- Stonewall
From the outset, it seemed like a joke: Roland Emmerich? Doing a movie about the 1969 Stonewall riots? Really?
I mean, this was the filmmaker whose most defining work has been apocalyptic action-disaster epics like Independence Day, Godzilla, The Day After Tomorrow and 2012. Sure, he had dabbled in historical fiction-based stories like The Patriot and Anonymous, but even then, his work was big and blustering, pulling audiences along at a pace that demonstrated little concern for niceties of characterization. Was this the guy who could do justice to the single most pivotal moment in the American gay-rights movement?
It's easy to understand why anyone concerned about the cinematic telling of this story might have knives out before the lights even go down, despite a screenplay written by talented gay playwright Jon Robin Baitz. And Emmerich doesn't do much to assuage fears at the outset, launching right into black-&-white dramatizations of the June 28, 1969, start of the riot, serving as background for on-screen captions about the conditions gay Americans faced at that time: prohibition from employment in the federal government; laws making it illegal to serve alcohol to homosexuals; electroshock therapy as a standard form of "treatment." Only two minutes into Stonewall, and it already doesn't feel like a movie. It feels like a lecture.
Emmerich soon flashes back three months and dives into the narrative proper, focused on a high-school senior and prospective Columbia University freshman named Danny (Jeremy Irvine) who has fled his Indiana home for New York City's Christopher Street—the center of America's gay universe—after being discovered in flagrante delicto with another boy. He soon connects with a group of essentially homeless young street hustlers, including Ray (Jonny Beauchamp), and tries to navigate a world of nightclubs run by organized crime and cops looking to raid any place where gays congregate.
At least initially, Irvine does a solid job conveying Danny's sense of having no idea where he belongs, from his go-along chuckle as his high-school class is shown an "instructional film" about predatory homosexuals, to his amazement when seeing two men openly holding hands on Christopher Street. It's a fairly obvious dramatic structure for such a story—introducing a clueless audience proxy who can receive all the expository dialogue meant for us—but it's at least modestly effective at setting the scene of daily life for an LGBT American circa summer of '69.

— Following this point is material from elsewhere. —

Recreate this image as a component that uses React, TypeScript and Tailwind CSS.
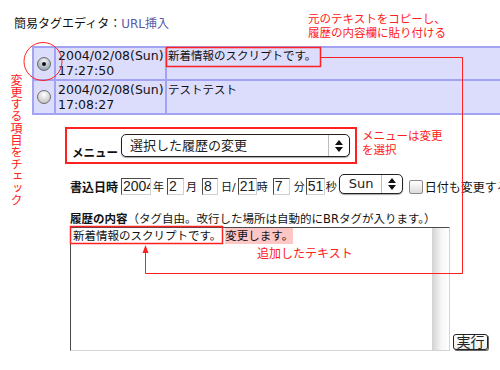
import type { FC, ReactNode } from "react";

const UpDown: FC = () => (
  <svg width="8" height="12" viewBox="0 0 8 12">
    <polygon points="0,5 4,0 8,5" fill="#111" />
    <polygon points="0,7 8,7 4,12" fill="#111" />
  </svg>
);

const Radio: FC<{ checked?: boolean }> = ({ checked }) => (
  <span
    className={
      "flex h-[14px] w-[14px] items-center justify-center rounded-full border border-[#6d6d6d] " +
      (checked
        ? "bg-[radial-gradient(circle_at_50%_30%,#f4f8fa,#9aa7b2_75%)]"
        : "bg-[radial-gradient(circle_at_50%_30%,#ffffff,#c4c4c4_80%)]")
    }
  >
    {checked && <span className="h-[4px] w-[4px] rounded-full bg-[#111]" />}
  </span>
);

const Field: FC<{ w: string; children: ReactNode }> = ({ w, children }) => (
  <span
    className={`${w} h-[17px] shrink-0 overflow-hidden whitespace-nowrap border border-t-[#4a4a4a] border-l-[#4a4a4a] border-b-[#d0d0d0] border-r-[#d0d0d0] bg-white pl-[1px] font-['Liberation_Sans',sans-serif] text-[14px] leading-[15px] text-[#222]`}
  >
    {children}
  </span>
);

const Unit: FC<{ className?: string; children: ReactNode }> = ({ className = "", children }) => (
  <span className={`shrink-0 whitespace-nowrap text-[11px] leading-[14px] ${className}`}>{children}</span>
);

export default function App() {
  return (
    <div className="relative h-[370px] w-[500px] overflow-hidden bg-white font-['DejaVu_Sans','Noto_Sans_CJK_JP',sans-serif] text-[#111]">
      {/* title */}
      <div className="pl-[14px] pt-[17px] text-[12px] leading-[15px]">
        簡易タグエディタ：<span className="text-[#5a5aa8]">URL挿入</span>
      </div>

      {/* history table */}
      <div className="ml-[32px] mt-[14px] grid w-[470px] grid-cols-[20px_109px_1fr] grid-rows-[31px_32px] gap-[2px] bg-[#a3a3f3] p-[2px]">
        <div className="flex items-center justify-center bg-[#dcdcfd]">
          <Radio checked />
        </div>
        <div className="bg-[#dcdcfd] pl-[2px] text-[12.5px] leading-[15px] whitespace-nowrap">
          2004/02/08(Sun)
          <br />
          17:27:50
        </div>
        <div className="bg-[#dcdcfd] pl-[1px] pt-[1px] text-[11.5px] leading-[15px] whitespace-nowrap">
          新着情報のスクリプトです。
        </div>
        <div className="flex items-center justify-center bg-[#dcdcfd]">
          <Radio />
        </div>
        <div className="bg-[#dcdcfd] pl-[2px] pt-[1px] text-[12.5px] leading-[15px] whitespace-nowrap">
          2004/02/08(Sun)
          <br />
          17:08:27
        </div>
        <div className="bg-[#dcdcfd] pl-[1px] pt-[2px] text-[11.5px] leading-[15px] whitespace-nowrap">
          テストテスト
        </div>
      </div>

      {/* menu */}
      <div className="ml-[72px] mt-[19px] flex items-end">
        <span className="mb-[-3px] text-[11.5px] font-bold leading-[14px]">メニュー</span>
        <div className="ml-[3px] flex h-[23px] w-[229px] rounded-[5px] border border-[#222] bg-white shadow-[0_1px_1px_rgba(0,0,0,0.35)]">
          <span className="flex-1 pl-[8px] text-[13px] leading-[21px] text-[#222]">選択した履歴の変更</span>
          <span className="flex w-[21px] items-center justify-center border-l border-[#bdbdbd]">
            <UpDown />
          </span>
        </div>
      </div>

      {/* date */}
      <div className="ml-[70px] mt-[17px] flex w-max items-end">
        <span className="shrink-0 text-[12px] font-bold leading-[14px]">書込日時</span>
        <span className="ml-[3px]" />
        <Field w="w-[30px]">2004</Field>
        <Unit className="ml-[2px]">年</Unit>
        <span className="ml-[3px]" />
        <Field w="w-[17px]">2</Field>
        <Unit className="ml-[2px]">月</Unit>
        <span className="ml-[5px]" />
        <Field w="w-[16px]">8</Field>
        <Unit className="ml-[3px]">日/</Unit>
        <span className="ml-[2px]" />
        <Field w="w-[19px]">21</Field>
        <Unit>時</Unit>
        <span className="ml-[5px]" />
        <Field w="w-[17px]">7</Field>
        <Unit className="ml-[4px]">分</Unit>
        <span className="ml-[1px]" />
        <Field w="w-[19px]">51</Field>
        <Unit className="ml-[1px]">秒</Unit>
        <div className="mb-[1px] ml-[2px] flex h-[20px] w-[64px] shrink-0 rounded-[5px] border border-[#222] bg-white shadow-[0_1px_1px_rgba(0,0,0,0.35)]">
          <span className="flex-1 pl-[9px] text-[13px] leading-[18px] text-[#222]">Sun</span>
          <span className="flex w-[21px] items-center justify-center border-l border-[#bdbdbd]">
            <UpDown />
          </span>
        </div>
        <span className="mb-[1px] ml-[6px] h-[14px] w-[14px] shrink-0 rounded-[2px] border border-[#8a8a8a] bg-[linear-gradient(to_bottom,#ffffff,#dcdcdc)]" />
        <span className="ml-[2px] shrink-0 whitespace-nowrap text-[12px] leading-[14px]">日付も変更する</span>
      </div>

      {/* content */}
      <div className="ml-[70px] mt-[17px] whitespace-nowrap text-[11.5px] leading-[15px]">
        <span className="font-bold">履歴の内容</span>（タグ自由。改行した場所は自動的にBRタグが入ります。）
      </div>
      <div className="ml-[70px] flex items-end">
        <div className="flex h-[124px] w-[380px] border-[1.5px] border-b-[#d4d4d4] border-l-[#4a4a4a] border-r-[#d4d4d4] border-t-[#4a4a4a] bg-white">
          <div className="flex-1 pl-[2px] text-[11.5px] leading-[16px] whitespace-nowrap">
            新着情報のスクリプトです。
            <span className="ml-[4px] inline-block bg-[#ffc6c6] leading-[16px]">変更します。</span>
          </div>
          <div className="w-[17px] bg-[linear-gradient(to_right,#d2d2d2,#f6f6f6_55%,#ffffff)]" />
        </div>
        <button className="mb-[1px] ml-[3px] h-[16px] w-[35px] rounded-[3px] border border-[#222] bg-[linear-gradient(to_bottom,#ffffff,#ececec)] text-[14px] leading-[13px] text-[#222] shadow-[1px_1px_0_#666]">
          実行
        </button>
      </div>

      {/* annotations */}
      <div className="absolute left-[308px] top-[12px] text-[11.5px] leading-[14px] text-[#ff2020]">
        元のテキストをコピーし、
        <br />
        履歴の内容欄に貼り付ける
      </div>
      <div className="absolute left-[9px] top-[74px] text-[12px] leading-[12px] text-[#ff2020] [writing-mode:vertical-rl]">
        変更する項目をチェック
      </div>
      <div className="absolute left-[362px] top-[129px] text-[11.5px] leading-[14px] text-[#ff2020]">
        メニューは変更
        <br />
        を選択
      </div>
      <div className="absolute left-[257px] top-[247px] text-[12px] leading-[15px] text-[#ff2020]">追加したテキスト</div>

      <svg className="pointer-events-none absolute left-0 top-0" width="500" height="370" viewBox="0 0 500 370">
        <circle cx="43" cy="61.5" r="19" fill="none" stroke="#ff2020" strokeWidth="1" />
        <rect x="166.5" y="47.5" width="154" height="19" fill="none" stroke="#ff2020" strokeWidth="1.5" />
        <rect x="66" y="128" width="290" height="35" fill="none" stroke="#ff2020" strokeWidth="2" />
        <rect x="70.5" y="226.5" width="152" height="17" fill="none" stroke="#ff2020" strokeWidth="1.5" />
        <path d="M321 57.5 H462.5 V273.5 H145.5 V251" fill="none" stroke="#ff2020" strokeWidth="1" />
        <polygon points="145.5,245 142.5,253 148.5,253" fill="#ff2020" />
      </svg>
    </div>
  );
}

The problem with Stonewall is that "fairly obvious dramatic structure" comes to define everything about it—and that's the good news. Danny's story turns into a kind of romantic triangle, as he becomes fascinated with a middle-class political activist named Trevor (Jonathan Rhys Meyers), even as Ray starts falling for Danny's Middle American innocence. And those two conveniently become stand-ins for opposing points of view on how to pursue gay rights—Trevor as the patiently-working-within-the-system guy, and Ray as the rabble-rouser. Everything starts to feel like it was cobbled together from spare parts of every possible movie cliché: Danny's stern father (who, naturally, is also the macho football coach); the police brutality that's full of sneering gay slurs; the softly lit seduction scene. By the time we get to the guy for whom Danny has been kidnapped to provide sexual favors—a closeted man in a dress and lipstick, playing opera music on the stereo as he drops hints that he may be a murderer—Emmerich's attempt to create a scene ostensibly meant to be menacing instead turns unintentionally hilarious.
Emmerich might have salvaged Stonewall if he could have staged the centerpiece uprising with any sense of urgency. But despite all the thrown bottles and clashes with riot-gear-clad cops, he seems to approach those scenes the same way he has created life-or-death moments in his disaster movies—as a carefully choreographed climax, with telegraphed beats (including tension-breaking jokes, albeit poor ones), rather than the genuine rage that launched a civil-rights movement.
Those who know the real-life story or milieu better might have different kinds of frustrations, but Stonewall also fails as basic filmmaking. This can't be the kind of equality that those Stonewall activists were fighting for: the right to have their story turned into formulaic historical fiction as tedious as the kind about straight people.